The one ray of sunshine in this narrative hotch-potch is the tentative romance, and looming escape from stultifyingly Australian coastal suburbia, where the highest accolade, according to the safari suit-wearing town mayor played by Jack Thompson, of aspiring filmmaker Jeff Marsh (an impressive feature film debut by Atticus Robb; the character is semi-autobiographically based on Stephan Elliott) and Melly Jones (Darcey Wilson).
Their mutually-fortifying friendship provides the only real emotional resonance in a film that is far more keen on slapstick hilarity than saying anything worthwhile or telling a cohesive story.
As the two outcasts – it is hinted that creative Jeff may be gay while Mel is far more introspective than her shallow, glitzy parents or braindead brothers – band together to survive the town’s craziness and plot a future far away from it, we get a sense of the wonder and yet exhaustion of living in a decade where anything goes was less a mantra than a fact of life.
Alas, while they provide a nice little focal point for a film, their very real growing up travails are often overshadowed by the show’s overriding dedication to period portrayal and it penchant for what is sometimes pleasing surreal absurdities such as the dissection of the pet ownership of the three families which is decidedly non-RSPCA friendly.
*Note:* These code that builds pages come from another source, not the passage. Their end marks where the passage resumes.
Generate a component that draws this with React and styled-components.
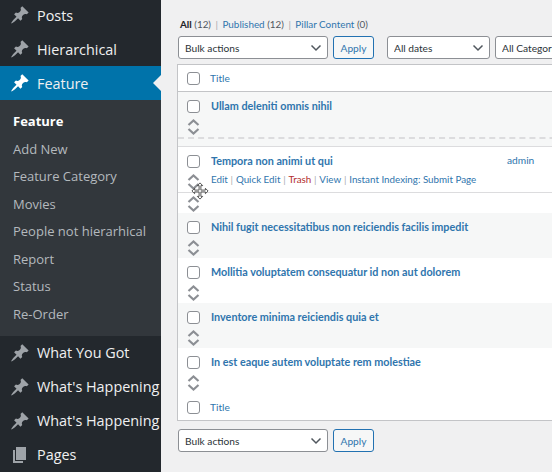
import React from "react";
import styled, { createGlobalStyle } from "styled-components";

const GlobalStyle = createGlobalStyle`
  html, body {
    margin: 0;
    height: 100%;
    overflow: hidden;
    background: #f0f0f1;
  }
  #root {
    height: 100%;
  }
`;

const PIN =
  "M10.44 3.02l1.82-1.82 6.36 6.35-1.83 1.82c-1.05-.68-2.48-.57-3.41.36l-.75.75c-.92.93-1.04 2.35-.35 3.41l-1.83 1.82-2.41-2.41-2.8 2.79c-.42.42-3.38 2.71-3.8 2.29s1.86-3.39 2.28-3.81l2.79-2.79L4.1 9.36l1.83-1.82c1.05.69 2.48.57 3.41-.36l.75-.75c.93-.92 1.04-2.35.35-3.41z";
const PAGE = "M6 15V2h10v13H6zm-1 1h8v2H3V5h2v11z";

const chevron =
  "url(\"data:image/svg+xml,%3Csvg xmlns='http://www.w3.org/2000/svg' width='12' height='8'%3E%3Cpath d='M1.5 1.5 6 6l4.500-4.500' fill='none' stroke='%2350575e' stroke-width='1.5'/%3E%3C/svg%3E\")";

const topItems = [
  { label: "Posts", icon: PIN },
  { label: "Hierarchical", icon: PIN },
];
const subItems = [
  "Add New",
  "Feature Category",
  "Movies",
  "People not hierarhical",
  "Report",
  "Status",
  "Re-Order",
];
const bottomItems = [
  { label: "What You Got", icon: PIN },
  { label: "What's Happening", icon: PIN },
  { label: "What's Happening", icon: PIN },
  { label: "Pages", icon: PAGE },
];
const actions = [
  { label: "Edit" },
  { label: "Quick Edit" },
  { label: "Trash", danger: true },
  { label: "View" },
  { label: "Instant Indexing: Submit Page" },
];

const MenuIcon = ({ d, $active }) => (
  <MenuGlyph viewBox="0 0 20 20" $active={$active}>
    <path d={d} />
  </MenuGlyph>
);

const MenuItem = ({ label, icon, active }) => (
  <MenuRow $active={active}>
    <MenuIcon d={icon} $active={active} />
    <MenuLabel>{label}</MenuLabel>
    {active && <MenuNotch />}
  </MenuRow>
);

const SortArrows = () => (
  <Arrows viewBox="0 0 14 16">
    <path d="M1.500 6l5-4.500 5 4.500M1.500 10l5 4.500 5-4.500" />
  </Arrows>
);

const BulkBar = () => (
  <Bulk>
    <Select $width={150}>
      <option>Bulk actions</option>
    </Select>
    <ApplyButton>Apply</ApplyButton>
  </Bulk>
);

const PostRow = ({ title, alt, author, children }) => (
  <Row $alt={alt}>
    <CheckCol>
      <Checkbox />
      <SortArrows />
    </CheckCol>
    <TitleCol>
      <PostTitle>{title}</PostTitle>
      {children}
    </TitleCol>
    {author && <Author>{author}</Author>}
  </Row>
);

export default function App() {
  return (
    <>
      <GlobalStyle />
      <Page>
        <Sidebar>
          {topItems.map((item) => (
            <MenuItem key={item.label} {...item} />
          ))}
          <MenuItem label="Feature" icon={PIN} active />
          <SubMenu>
            <SubItem $current>Feature</SubItem>
            {subItems.map((item) => (
              <SubItem key={item}>{item}</SubItem>
            ))}
          </SubMenu>
          <LowerMenu>
            {bottomItems.map((item, index) => (
              <MenuItem key={index} {...item} />
            ))}
          </LowerMenu>
        </Sidebar>
        <Main>
          <Filters>
            <strong>All</strong> <Count>(12)</Count>
            <Sep>|</Sep>
            <a>Published</a> <Count>(12)</Count>
            <Sep>|</Sep>
            <a>Pillar Content</a> <Count>(0)</Count>
          </Filters>
          <TopBar>
            <BulkBar />
            <Select $width={103}>
              <option>All dates</option>
            </Select>
            <Select $width={130}>
              <option>All Categories</option>
            </Select>
          </TopBar>
          <Table>
            <HeadRow>
              <Checkbox />
              <HeadTitle>Title</HeadTitle>
            </HeadRow>
            <PostRow title="Ullam deleniti omnis nihil" alt />
            <DropSlot />
            <PostRow title="Tempora non animi ut qui" author="admin">
              <RowActions>
                {actions.map((action, index) => (
                  <React.Fragment key={action.label}>
                    {index > 0 && <ActionSep>|</ActionSep>}
                    <Action $danger={action.danger}>{action.label}</Action>
                  </React.Fragment>
                ))}
              </RowActions>
              <DragCursor viewBox="0 0 20 20">
                <path d="M10 1l3 3h-2v5h5V7l3 3-3 3v-2h-5v5h2l-3 3-3-3h2v-5H4v2l-3-3 3-3v2h5V4H7z" />
              </DragCursor>
            </PostRow>
            <GhostRow>
              <SortArrows />
            </GhostRow>
            <PostRow title="Nihil fugit necessitatibus non reiciendis facilis impedit" alt />
            <PostRow title="Mollitia voluptatem consequatur id non aut dolorem" />
            <PostRow title="Inventore minima reiciendis quia et" alt />
            <PostRow title="In est eaque autem voluptate rem molestiae" />
            <FootRow>
              <Checkbox />
              <HeadTitle>Title</HeadTitle>
            </FootRow>
          </Table>
          <BottomBar>
            <BulkBar />
          </BottomBar>
        </Main>
      </Page>
    </>
  );
}

const Page = styled.div`
  display: flex;
  width: 552px;
  height: 472px;
  overflow: hidden;
  font-family: "Open Sans", sans-serif;
`;

const Sidebar = styled.nav`
  flex: none;
  width: 161px;
  margin-top: -2px;
  background: #23282d;
`;

const MenuRow = styled.div`
  position: relative;
  display: flex;
  align-items: center;
  height: 34px;
  padding-left: 10px;
  background: ${(p) => (p.$active ? "#0073aa" : "transparent")};
  color: #f0f0f1;
`;

const MenuGlyph = styled.svg`
  flex: none;
  width: 20px;
  height: 20px;
  fill: ${(p) => (p.$active ? "#fff" : "#9ea3a8")};
`;

const MenuLabel = styled.span`
  margin-left: 7px;
  font-size: 14.400px;
  white-space: nowrap;
`;

const LowerMenu = styled.div`
  ${MenuLabel} {
    margin-bottom: 2px;
  }
`;

const MenuNotch = styled.span`
  position: absolute;
  top: 9px;
  right: 0;
  border: 8px solid transparent;
  border-right-color: #f0f0f1;
  border-left-width: 0;
`;

const SubMenu = styled.div`
  display: flex;
  flex-direction: column;
  height: 236px;
  padding-top: 7.500px;
  box-sizing: border-box;
  background: #32373c;
`;

const SubItem = styled.div`
  display: flex;
  align-items: center;
  height: 27.500px;
  padding-left: 13px;
  font-size: 13px;
  font-weight: ${(p) => (p.$current ? 700 : 400)};
  color: ${(p) => (p.$current ? "#fff" : "#b4b9be")};
`;

const Main = styled.main`
  flex: none;
  width: 500px;
  padding: 16px 0 0 16px;
  box-sizing: border-box;
  font-family: Lato, "Open Sans", sans-serif;
  font-size: 10.200px;
  color: #50575e;
`;

const Filters = styled.div`
  display: flex;
  align-items: center;
  gap: 2.500px;
  height: 16px;
  padding-left: 3px;
  font-size: 9.900px;
  white-space: pre;

  strong {
    color: #1d2327;
    font-weight: 700;
  }

  a {
    color: #2f75ad;
  }
`;

const Count = styled.span`
  color: #50575e;
`;

const Sep = styled.span`
  margin: 0 2px;
  color: #a7aaad;
`;

const TopBar = styled.div`
  display: flex;
  align-items: center;
  gap: 5px;
  margin: 4px 0 5px 1px;
  height: 23px;
  width: 520px;
`;

const Bulk = styled.div`
  display: flex;
  align-items: center;
  gap: 5px;
  margin-right: 8px;
`;

const Select = styled.select`
  flex: none;
  appearance: none;
  width: ${(p) => p.$width}px;
  height: 23px;
  padding: 0 20px 0 6px;
  border: 1px solid #8c8f94;
  border-radius: 3px;
  background: #fff ${chevron} no-repeat right 5px center;
  font-family: inherit;
  font-size: 10.200px;
  color: #2c3338;
`;

const ApplyButton = styled.button`
  flex: none;
  width: 41px;
  height: 23px;
  padding: 0;
  border: 1px solid #2271b1;
  border-radius: 3px;
  background: #f6f7f7;
  font-family: inherit;
  font-size: 10.200px;
  color: #2f75ad;
`;

const Table = styled.div`
  width: 500px;
  border: 1px solid #c3c4c7;
  background: #fff;
  box-sizing: border-box;
`;

const HeadRow = styled.div`
  display: flex;
  align-items: center;
  height: 26px;
  padding-left: 9px;
  border-bottom: 1px solid #c3c4c7;
`;

const FootRow = styled(HeadRow)`
  height: 26px;
  margin-top: -1px;
  padding-top: 1px;
  border-top: 1px solid #c3c4c7;
  border-bottom: 0;
`;

const HeadTitle = styled.span`
  margin-left: 10px;
  color: #2f75ad;
`;

const Checkbox = styled.span`
  flex: none;
  display: block;
  width: 11px;
  height: 11px;
  border: 1px solid #8c8f94;
  border-radius: 3px;
  background: #fff;
`;

const Row = styled.div`
  position: relative;
  display: flex;
  height: 45px;
  box-sizing: border-box;
  padding: 8px 0 0 9px;
  background: ${(p) => (p.$alt ? "#f6f7f7" : "#fff")};
`;

const CheckCol = styled.div`
  flex: none;
  display: flex;
  flex-direction: column;
  gap: 5.500px;
  width: 24px;
`;

const TitleCol = styled.div`
  flex: 1;
  min-width: 0;
`;

const PostTitle = styled.div`
  font-size: 10.800px;
  font-weight: 700;
  line-height: 11px;
  color: #2f75ad;
  white-space: nowrap;
`;

const Author = styled.span`
  position: absolute;
  top: 7px;
  left: 329px;
  line-height: 13px;
  color: #2f75ad;
`;

const RowActions = styled.div`
  display: flex;
  gap: 2.800px;
  margin-top: 7px;
  font-size: 9.800px;
  line-height: 13px;
  white-space: nowrap;
`;

const Action = styled.span`
  color: ${(p) => (p.$danger ? "#b32d2e" : "#2f75ad")};
`;

const ActionSep = styled.span`
  color: #a7aaad;
`;

const Arrows = styled.svg`
  display: block;
  width: 14px;
  height: 16px;
  fill: none;
  stroke: #8c8f94;
  stroke-width: 2.200;
`;

const DragCursor = styled.svg`
  position: absolute;
  top: 35px;
  left: 13px;
  width: 18px;
  height: 18px;
  fill: #fff;
  stroke: #444;
  stroke-width: 1;
  z-index: 1;
`;

const DropSlot = styled.div`
  height: 10px;
  box-sizing: border-box;
  border-top: 2px dashed #dcdcde;
  border-bottom: 1px solid #dcdcde;
  background: #f6f7f7;
`;

const GhostRow = styled.div`
  height: 21px;
  box-sizing: border-box;
  padding: 3px 0 0 9px;
  border-top: 1px solid #dcdcde;
  background: #fff;
`;

const BottomBar = styled.div`
  display: flex;
  margin: 8px 0 0 1px;
`;
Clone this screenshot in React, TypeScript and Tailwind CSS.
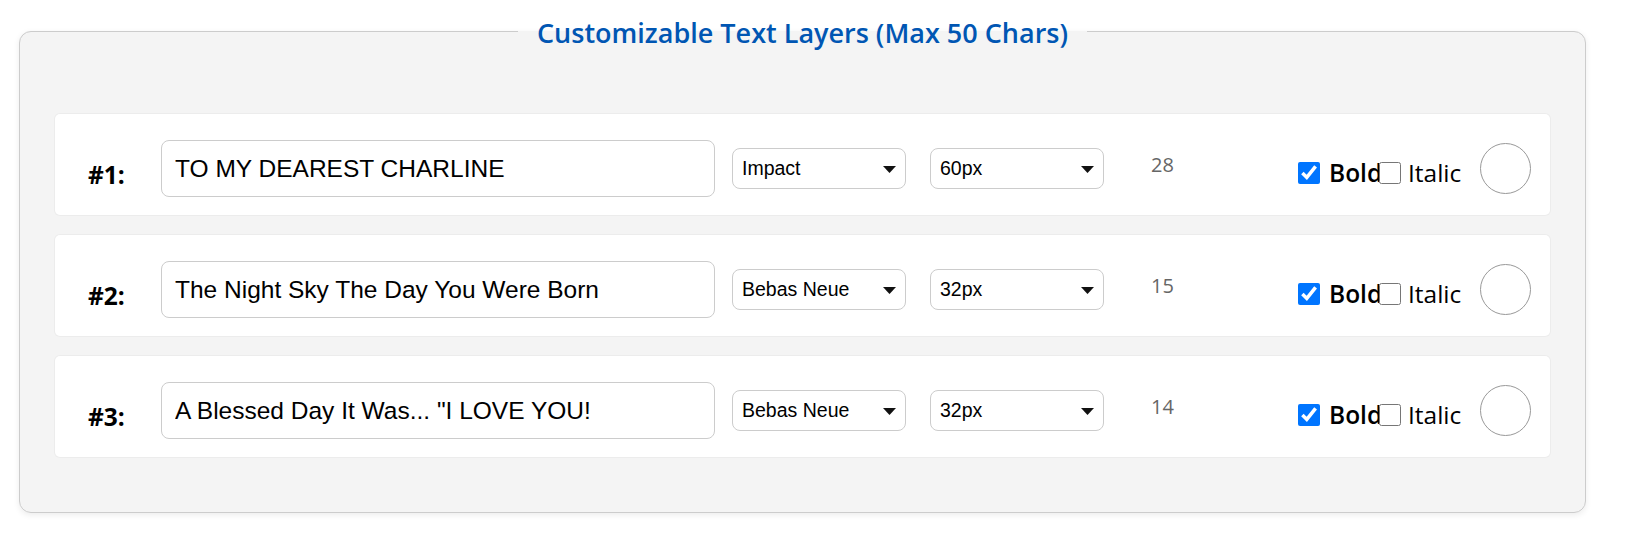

This misstep speaks to the overall feeling of a film that misses more marks than it actually hits.
As an exercise in nostalgia and giddy slapstick hilarity, it can’t be beat; unfortunately it fails to match this with a robustly meaningful plot, any real character accessibility (they’re not really likable or fully differentiated) or any interesting or meaningful observations.
Swinging Safari is hardly a disaster on wheels and will provide a smattering of laughs, especially if you’re a product of the era it so assiduously and yes, affectionately details, but it’s not really worth your cinema time, and honestly you’d be better off waiting until it’s streaming on your preferred service where you can watch with copious amounts of alcohol at hand because, quite frankly, you will need it.